Hoskins promoted the Monarchs from 1960 to 1967, but his involvement with the speedway scene pre-dated that spell by 12 years.

The problem was, at the time he also owned the team that, to this day, are Edinburgh’s greatest rivals in a traditional East versus West struggle for supremacy, bragging rights and sporting achievements.

Following in his father’s tyre tracks, Hoskins took control of his first team, the Glasgow Tigers, in 1946, at the age of 21 just when speedway was starting to really catch the public’s imagination, fuelled by multiple smashes, loud exhausts, smoke and flying ash.

He recalled: “In 1946 and 1947 we got really big crowds in Glasgow, so I decided that we should try to get a team in Edinburgh.

“At the close of the 1947 season I chartered an aeroplane and pilot and flew over Edinburgh.

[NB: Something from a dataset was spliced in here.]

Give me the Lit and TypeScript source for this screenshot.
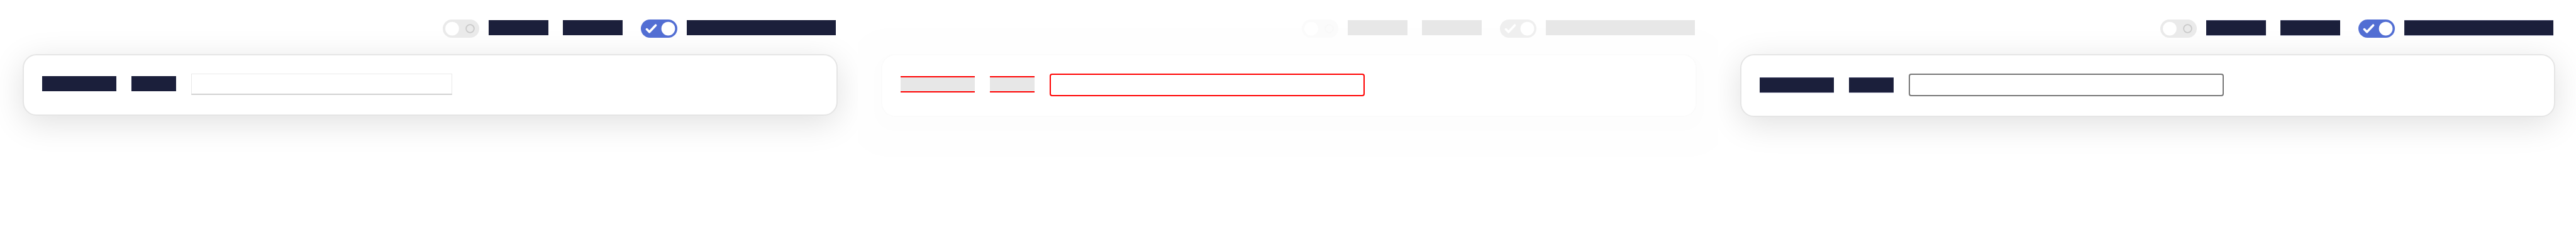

It was the quickest way to discover if there was a suitable venue. I saw the Leith Athletic ground and thought ‘that’s an interesting place’.”

That “interesting place” turned out to be the Old Meadowbank Stadium.

“I arranged to bring speedway there the following year.’

Speedway ran at Old Meadowbank, with the Hoskins family keeping a low profile, until 1954, when the post-war entertainment tax started to make the sport unprofitable.

Six years later, it was a different story when, with the tax scrapped, Hoskins reintroduced the sport to Edinburgh.

This time he was in the spotlight and the burning of hats became a thing.

When the Monarchs were turfed out of Old Meadowbank at the end of 1967 to allow the stadium to be re-developed for the 1970 Commonwealth Games, Hoskins took his team to Coatbridge for two years after a request to race at Powderhall had been turned down – although the stadium would later become the Monarchs’ home from 1977 to 1995.

But leaving his sport’s spiritual home promoted Hoskins to make a bigger move, and in 1975 he emigrated to Salisbury in Rhodesia (now Harare, Zimbabwe), where he once more promoted speedway, before opening an ice rink, running a chain of cinemas and writing a 20-part radio drama. He also fulfilled another ambition there, becoming a professional actor.